◆ **Stated problem**
Lines with "Reproduce this screenshot" and "import React from" mark the range, both included. Reproduce exactly that stretch, without pictures.

◆ **Input material**
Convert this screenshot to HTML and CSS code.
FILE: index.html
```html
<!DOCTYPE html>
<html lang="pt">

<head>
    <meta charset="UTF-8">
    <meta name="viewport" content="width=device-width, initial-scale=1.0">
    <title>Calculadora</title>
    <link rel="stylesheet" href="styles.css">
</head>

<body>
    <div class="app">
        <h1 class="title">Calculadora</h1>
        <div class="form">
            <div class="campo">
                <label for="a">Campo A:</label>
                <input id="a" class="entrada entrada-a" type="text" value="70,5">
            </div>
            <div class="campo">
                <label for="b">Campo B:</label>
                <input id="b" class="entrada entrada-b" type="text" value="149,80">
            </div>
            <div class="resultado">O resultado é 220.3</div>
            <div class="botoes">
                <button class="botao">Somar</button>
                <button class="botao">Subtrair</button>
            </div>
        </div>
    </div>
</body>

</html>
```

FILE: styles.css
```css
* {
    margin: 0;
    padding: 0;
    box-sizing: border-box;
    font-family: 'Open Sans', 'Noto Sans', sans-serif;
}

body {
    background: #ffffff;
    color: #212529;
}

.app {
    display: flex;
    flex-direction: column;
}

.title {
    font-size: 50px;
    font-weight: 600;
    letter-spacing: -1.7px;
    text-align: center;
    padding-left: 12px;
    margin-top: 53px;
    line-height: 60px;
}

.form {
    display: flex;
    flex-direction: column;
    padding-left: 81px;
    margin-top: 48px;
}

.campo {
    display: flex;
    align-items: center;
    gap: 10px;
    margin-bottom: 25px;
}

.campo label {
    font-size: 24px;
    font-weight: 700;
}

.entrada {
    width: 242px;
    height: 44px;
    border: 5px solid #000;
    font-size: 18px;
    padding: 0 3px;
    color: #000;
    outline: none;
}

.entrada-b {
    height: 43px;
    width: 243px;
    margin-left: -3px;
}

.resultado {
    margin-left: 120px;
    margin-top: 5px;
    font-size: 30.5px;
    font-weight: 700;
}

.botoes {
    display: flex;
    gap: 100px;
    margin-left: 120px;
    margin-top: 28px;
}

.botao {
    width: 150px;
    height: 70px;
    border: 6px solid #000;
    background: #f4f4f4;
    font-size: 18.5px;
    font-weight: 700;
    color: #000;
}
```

...

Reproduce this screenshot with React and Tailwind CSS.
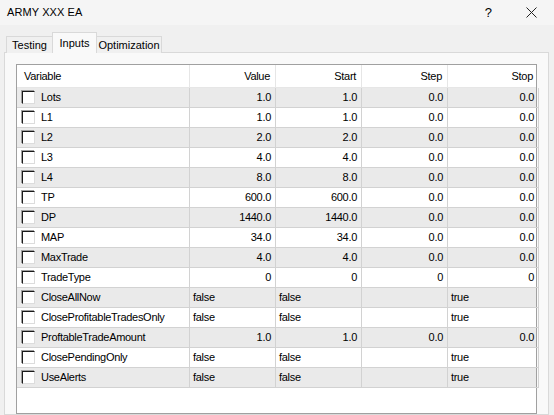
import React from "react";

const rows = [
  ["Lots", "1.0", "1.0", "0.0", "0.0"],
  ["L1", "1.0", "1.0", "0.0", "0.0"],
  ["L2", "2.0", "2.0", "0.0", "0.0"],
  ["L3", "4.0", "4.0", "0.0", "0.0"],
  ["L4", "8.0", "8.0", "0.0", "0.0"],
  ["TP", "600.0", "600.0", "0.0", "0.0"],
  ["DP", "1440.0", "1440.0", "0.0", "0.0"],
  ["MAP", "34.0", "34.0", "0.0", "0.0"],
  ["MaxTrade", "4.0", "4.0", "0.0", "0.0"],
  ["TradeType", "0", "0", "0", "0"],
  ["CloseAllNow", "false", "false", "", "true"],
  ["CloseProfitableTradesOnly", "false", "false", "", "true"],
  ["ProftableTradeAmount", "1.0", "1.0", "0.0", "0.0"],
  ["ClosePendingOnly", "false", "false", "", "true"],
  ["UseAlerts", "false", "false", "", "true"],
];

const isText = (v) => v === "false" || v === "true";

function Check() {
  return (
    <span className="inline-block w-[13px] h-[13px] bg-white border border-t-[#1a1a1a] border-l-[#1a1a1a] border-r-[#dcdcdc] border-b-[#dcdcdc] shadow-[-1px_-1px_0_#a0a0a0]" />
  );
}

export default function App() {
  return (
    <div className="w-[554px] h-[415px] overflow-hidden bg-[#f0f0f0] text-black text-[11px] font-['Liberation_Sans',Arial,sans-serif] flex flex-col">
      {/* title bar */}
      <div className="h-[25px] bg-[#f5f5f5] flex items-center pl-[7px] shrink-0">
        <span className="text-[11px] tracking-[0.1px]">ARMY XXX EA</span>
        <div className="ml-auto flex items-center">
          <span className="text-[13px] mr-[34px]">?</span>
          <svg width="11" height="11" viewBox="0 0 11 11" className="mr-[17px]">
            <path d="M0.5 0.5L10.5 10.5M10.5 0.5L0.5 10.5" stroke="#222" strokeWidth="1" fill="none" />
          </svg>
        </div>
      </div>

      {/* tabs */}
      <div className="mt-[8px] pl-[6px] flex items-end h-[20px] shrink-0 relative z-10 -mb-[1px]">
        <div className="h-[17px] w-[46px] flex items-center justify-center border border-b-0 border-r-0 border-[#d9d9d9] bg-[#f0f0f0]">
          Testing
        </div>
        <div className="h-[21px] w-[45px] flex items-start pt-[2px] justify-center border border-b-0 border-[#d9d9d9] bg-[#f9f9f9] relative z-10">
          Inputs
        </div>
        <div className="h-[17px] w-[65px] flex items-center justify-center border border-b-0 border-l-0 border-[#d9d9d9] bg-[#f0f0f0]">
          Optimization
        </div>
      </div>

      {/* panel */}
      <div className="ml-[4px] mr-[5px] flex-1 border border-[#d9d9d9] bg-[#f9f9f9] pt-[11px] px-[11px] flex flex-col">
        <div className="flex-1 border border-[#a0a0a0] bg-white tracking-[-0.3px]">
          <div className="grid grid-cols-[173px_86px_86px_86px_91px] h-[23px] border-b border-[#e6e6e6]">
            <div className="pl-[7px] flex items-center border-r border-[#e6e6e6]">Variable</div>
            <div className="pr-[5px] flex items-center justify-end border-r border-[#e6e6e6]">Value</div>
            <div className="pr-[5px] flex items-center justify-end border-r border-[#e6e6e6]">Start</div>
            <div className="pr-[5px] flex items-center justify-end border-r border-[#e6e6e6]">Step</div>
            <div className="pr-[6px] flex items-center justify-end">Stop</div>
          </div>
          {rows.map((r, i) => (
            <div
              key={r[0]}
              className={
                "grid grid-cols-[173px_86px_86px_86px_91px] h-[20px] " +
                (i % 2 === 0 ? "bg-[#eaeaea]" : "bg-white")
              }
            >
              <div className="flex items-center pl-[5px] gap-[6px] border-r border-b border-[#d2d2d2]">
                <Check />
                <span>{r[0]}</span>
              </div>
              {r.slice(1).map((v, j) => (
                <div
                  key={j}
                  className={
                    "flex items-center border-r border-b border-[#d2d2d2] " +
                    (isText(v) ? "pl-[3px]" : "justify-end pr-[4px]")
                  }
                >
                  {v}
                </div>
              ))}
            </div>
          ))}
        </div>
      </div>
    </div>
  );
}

◆ **Result for this exercise**
Reproduce this screenshot with React and Tailwind CSS.
import React from "react";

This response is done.